Cool Roof Rating Council
The Cool Roof Rating Council (CRRC) is an independent, non-profit organization that maintains a third-party rating system for radiative properties of roof surfacing materials. Simply stated, it assists in the evaluation of roof products to determine their solar reflectance and thermal emittance characteristics. Many cool roof programs, codes and standards refer to the CRRC directory of rated roof products. It is important to note that the CRRC does not define a cool roof or establish minimum criteria for a product’s solar reflectance or thermal emittance.
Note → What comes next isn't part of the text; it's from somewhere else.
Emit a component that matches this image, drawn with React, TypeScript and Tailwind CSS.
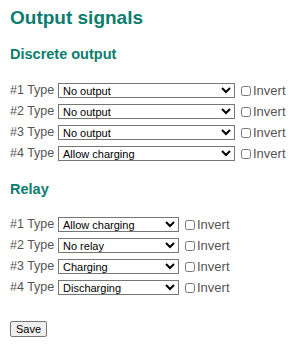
const discrete = ["No output", "No output", "No output", "Allow charging"];
const relay = ["Allow charging", "No relay", "Charging", "Discharging"];

function Row({ n, value, wide }: { n: number; value: string; wide: boolean }) {
  return (
    <div className="flex items-center h-[21px]">
      <span className="text-[12.5px] text-[#555] w-[48px]">#{n} Type</span>
      <select
        defaultValue={value}
        className={`${wide ? "w-[177px]" : "w-[121px]"} h-[15px] text-[11px] text-black border border-[#767676] bg-white pl-0 pr-[1px] leading-none`}
      >
        <option>{value}</option>
      </select>
      <label className="flex items-center ml-[6px] text-[13px] text-[#555]">
        <input type="checkbox" className="w-[10px] h-[10px] mr-[2px] m-0" />
        Invert
      </label>
    </div>
  );
}

export default function App() {
  return (
    <div className="w-[295px] h-[346px] bg-white pl-[10px] pt-[6px] font-['Liberation_Sans',Arial,sans-serif]">
      <h1 className="text-[19px] font-bold text-[#0b7d6e] leading-[24px]">Output signals</h1>
      <h2 className="text-[14.5px] font-bold text-[#0b7d6e] mt-[15px] leading-[18px]">Discrete output</h2>
      <div className="mt-[17px]">
        {discrete.map((v, i) => (
          <Row key={i} n={i + 1} value={v} wide />
        ))}
      </div>
      <h2 className="text-[14.5px] font-bold text-[#0b7d6e] mt-[16px] leading-[18px]">Relay</h2>
      <div className="mt-[16px]">
        {relay.map((v, i) => (
          <Row key={i} n={i + 1} value={v} wide={false} />
        ))}
      </div>
      <button className="mt-[23px] text-[11px] text-black border border-[#767676] bg-[#efefef] rounded-[2px] px-[5px] h-[16px] leading-none">
        Save
      </button>
    </div>
  );
}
A cool roof reflects and emits the sun’s energy back to atmosphere instead of transferring it in the form of heat into a building, adding greatly to the energy efficiency of the building.
“Coolness” is measured by two properties; solar reflectance and thermal emittance. Both properties are measured from 0 to 1 and the higher the value, the “cooler” the roof. Cool Roofs provide the following benefits:
- Cooling energy savings and global warming mitigation
- Reduction in urban heat island effect and smog formation
- Improved occupant thermal comfort
- Compliance with codes and green building programs
CRRC Actions and Initiatives
- The CRRC is working toward becoming an ANSI Accredited organization.
- Two technical issues that impact metal roofing are being addressed with the help of the Cool Metal Roofing Coalition. One issue relates to the question of whether the solar reflectance measured on a flat sample is representative of a formed or profiled metal roof panel. Some in the CRRC had suggested that for example a standing seam metal roof should report 10% lower solar reflectance than the reflectance value measured on a flat sample.
However, data collected by a task group from the Cool Metal Roofing Coalition using solar reflectance measurements on full-sized profiled metal roof panels and flat samples revealed no statistically significant difference. The measurements were conducted using ASTM E1918 method, which is recommended by CRRC for profiled or variegated roof products. For the categories of standing seam, modular/metal shingle, and agricultural panels, the Coalition recommended to the CRRC that their procedure for measuring solar reflectance, which allows for flat samples, be unchanged. The CRRC agreed, and modified their Product Rating Program Manual to read:
“Profiled Metal Roofing Products: Profiled metal roofing products shall be rated using flat samples of the same color and material. Ratings for these samples may be applied to standing seam, agricultural panel, and modular/metal shingle profile types.
Exceptions: All other profile types of any solar reflectance shall be rated using profiled test samples and the solar reflectance shall be measured using ASTM E1918.”
The other technical issue is related to a proposed change to the ASTM E1549 method for measuring solar reflectance. Scientists at Lawrence Berkeley National Laboratory reported that they discovered a discrepancy between solar reflectance values measured by the Devices and Services (D&S) portable reflectometer used for ASTM method C1549 and the E903 procedure. Their conclusion was that a detector inside the D&S device was not functioning properly and as a result the reported values for cool roof surfaces were artificially higher than they should be.
The CRRC Technical Committee has been discussing and debating whether the data on which the LBNL recommendation is based are valid and statistically significant enough to change the procedure and/or equipment hardware. The topic will also be debated within the ASTM E44 Committee. The change to the hardware is costly to the industry but more importantly a change downward to the labeled solar reflectance values of many listed products could jeopardize the ENERGY STAR labeling status and compliance with certain cool roof codes and initiatives if the new values are reduced by 4-5 points, as LBNL is suggesting.